Here is a paper (https://arxiv.org/pdf/1808.06399.pdf) that depicts the cross-over between RStan and DirichletReg. From what I can tell, RStan and consequently brms, use the alternative parameterization, although I have not been able to find any documentation other than this “This provides essentially K degrees of freedom, one for each dimension of alpha, and it is not obvious how to specify a reasonable prior for alpha. An alternative coding is to use the mean, which is a simplex, and a total count.” from Stan User’s Guide.
My questions are:
Which parameterization does brms use when family = “dirichlet”?

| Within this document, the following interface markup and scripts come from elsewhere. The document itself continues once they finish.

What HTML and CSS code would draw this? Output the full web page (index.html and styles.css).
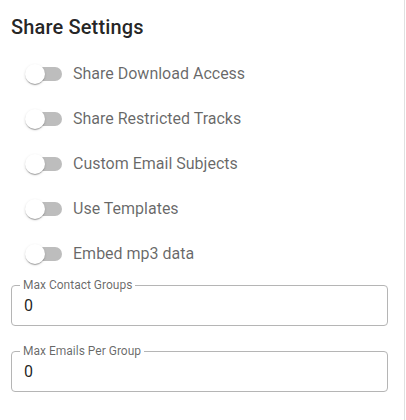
FILE: index.html
```html
<!DOCTYPE html>
<html>
<head>
<meta charset="utf-8">
<link rel="stylesheet" href="styles.css">
</head>
<body>
<div class="panel">
  <h2 class="title">Share Settings</h2>
  <div class="switches">
    <label class="row"><span class="switch"><span class="track"></span><span class="thumb"></span></span><span class="label">Share Download Access</span></label>
    <label class="row"><span class="switch"><span class="track"></span><span class="thumb"></span></span><span class="label">Share Restricted Tracks</span></label>
    <label class="row"><span class="switch"><span class="track"></span><span class="thumb"></span></span><span class="label">Custom Email Subjects</span></label>
    <label class="row"><span class="switch"><span class="track"></span><span class="thumb"></span></span><span class="label">Use Templates</span></label>
    <label class="row"><span class="switch"><span class="track"></span><span class="thumb"></span></span><span class="label">Embed mp3 data</span></label>
  </div>
  <fieldset class="field first">
    <legend class="legend">Max Contact Groups</legend>
    <input class="input" type="text" value="0">
  </fieldset>
  <fieldset class="field second">
    <legend class="legend">Max Emails Per Group</legend>
    <input class="input" type="text" value="0">
  </fieldset>
</div>
</body>
</html>
```
FILE: styles.css
```css
html, body {
  margin: 0;
  padding: 0;
  background: #fff;
}
body {
  font-family: Roboto, "Liberation Sans", sans-serif;
}
.panel {
  width: 405px;
  height: 420px;
  box-sizing: border-box;
  border-right: 1px solid #e0e0e0;
  padding: 11px 16px 0 11px;
}
.title {
  margin: 0;
  font-size: 20px;
  font-weight: 500;
  line-height: 32px;
  color: rgba(0, 0, 0, 0.87);
  letter-spacing: 0.15px;
}
.switches {
  display: flex;
  flex-direction: column;
  gap: 7px;
  margin-top: 12px;
  padding-left: 5px;
}
.row {
  display: flex;
  align-items: center;
  height: 38px;
}
.switch {
  position: relative;
  width: 58px;
  height: 38px;
  flex: none;
}
.track {
  position: absolute;
  left: 12px;
  top: 12px;
  width: 34px;
  height: 14px;
  border-radius: 7px;
  background: #bdbdbd;
}
.thumb {
  position: absolute;
  left: 9px;
  top: 9px;
  width: 20px;
  height: 20px;
  border-radius: 50%;
  background: #fff;
  box-shadow: 0 2px 1px -1px rgba(0,0,0,0.2), 0 1px 1px 0 rgba(0,0,0,0.14), 0 1px 3px 0 rgba(0,0,0,0.12);
}
.label {
  margin-left: -1px;
  font-size: 16px;
  line-height: 24px;
  color: rgba(0, 0, 0, 0.6);
}
.field {
  margin: 6px 0 0 0;
  padding: 0 11px 0 12px;
  border: 1px solid #b5b5b5;
  border-radius: 4px;
  height: 47px;
  box-sizing: border-box;
  min-width: 0;
}
.field.second {
  margin-top: 19px;
}
.legend {
  padding: 0 3px;
  margin-left: -4px;
  font-size: 12px;
  line-height: 12px;
  color: rgba(0, 0, 0, 0.6);
}
.input {
  display: block;
  border: none;
  outline: none;
  padding: 1px 0 0 0;
  margin: 0;
  width: 100%;
  font-family: Roboto, "Liberation Sans", sans-serif;
  font-size: 16px;
  line-height: 23px;
  height: 26px;
  color: rgba(0, 0, 0, 0.87);
  background: transparent;
}
```
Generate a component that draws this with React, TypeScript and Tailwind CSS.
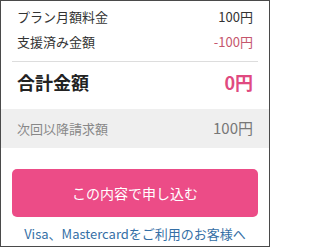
export default function App() {
  return (
    <div className="w-[270px] h-[247px] border border-[#4a4a4a] bg-white text-[#333] font-['Noto_Sans_CJK_JP',sans-serif] flex flex-col">
      {/* 明細 */}
      <div className="pt-[3px]">
        <div className="h-[25px] px-4 flex items-center justify-between text-[13px]">
          <span>プラン月額料金</span>
          <span>100円</span>
        </div>
        <div className="h-[25px] px-4 flex items-center justify-between text-[13px]">
          <span>支援済み金額</span>
          <span className="text-[#c5566c]">-100円</span>
        </div>
      </div>
      <div className="mx-[11px] mt-[7px] border-t border-[#dddddd]" />
      <div className="h-[40px] px-4 flex items-center justify-between">
        <span className="text-[18px] font-bold text-[#222]">合計金額</span>
        <span className="text-[18px] font-bold text-[#e04a80]">0円</span>
      </div>

      {/* 次回以降 */}
      <div className="mt-[7px] h-[39px] bg-[#efefef] px-4 flex items-center justify-between">
        <span className="text-[13px] text-[#888]">次回以降請求額</span>
        <span className="text-[15px] text-[#777]">100円</span>
      </div>

      <button className="mx-[11px] mt-[21px] h-[48px] rounded-[5px] bg-[#ec4c87] text-white text-[14px] flex items-center justify-center">
        この内容で申し込む
      </button>
      <div className="mt-[8px] text-center text-[13px] leading-[18px] text-[#356fa6]">
        Visa、Mastercardをご利用のお客様へ
      </div>
    </div>
  )
}
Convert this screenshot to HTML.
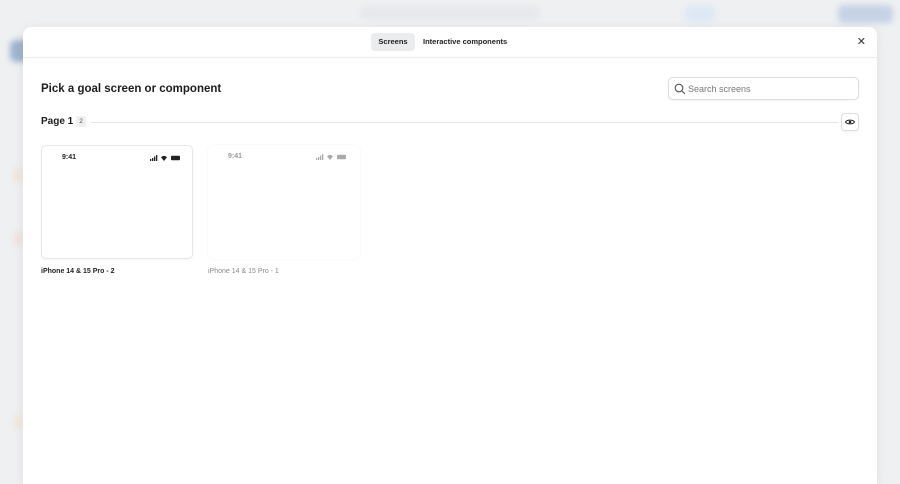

Assuming the alternative parameterization is used, is there a way to specify the common parameterization for Dirichlet regression using brms (or vice versa)?
You can always use make_stancode in brms to inspect the generated model. This is usually enough to check what exactly is brms doing under the hood.
Implementing custom multivariate distribution in brms is possible, but requires some hacks. If you decide you really need it and are OK with writing some code in pure Stan, I’d be happy to guide you through the main ideas.
@martinmodrak Thank you for the response. Unfortunately, my understanding of the actual statistics and stan language behind the models is limited. I looked at make_stancode for a simple version of my model and it is beyond me.
I feel fairly confident that the default setting though is the alternative parameterization based on the output providing an estimate for phi.
With that being said, I was just hoping someone with more knowledge of the subject and stan/brms could verify my guess.
I appreciate your offer. The main reason I am interested in whether or not there was a simple way to implement the common parameterization (assuming default is the alternative) is because I am finding it difficult to determine what the estimates, once multiple predictors are included, are in reference to (Dirichlet regression requires a reference category). I do not necessarily want to use the common parameterization, especially if I am able to better understand the output of my current model(s). I am happy to provide a model output to depict the issue I am having if you are interested.
Yeah, it can be quite intimidating. There usually is a very impenetrable code to construct the linear predictors which looks quite alien to what most humans would write, but then once the predictor arrays (e.g. mu) are constructed, you can usually clearly see how the likelihood part is built. But completely agree that it can be far from obvious :-)
The relevant part I see in the code is this:
functions {
/* dirichlet-logit log-PDF
* Args:
* y: vector of real response values
* mu: vector of category logit probabilities
* phi: precision parameter
* Returns:
* a scalar to be added to the log posterior
*/
real dirichlet_logit_lpdf(vector y, vector mu, real phi) {
return dirichlet_lpdf(y | softmax(mu) * phi);
}
}
....
model {
...
for (n in 1:N) {
mu[n] = transpose([0, muy2[n], muy3[n]]);
}
for (n in 1:N) {
target += dirichlet_logit_lpdf(Y[n] | mu[n], phi);
}
}
So what happens is quite similar to categorical/multinomial regression. The linear predictor for the first response is fixed to 0 on the logit scale and the others represent changes against this category on the logit scale.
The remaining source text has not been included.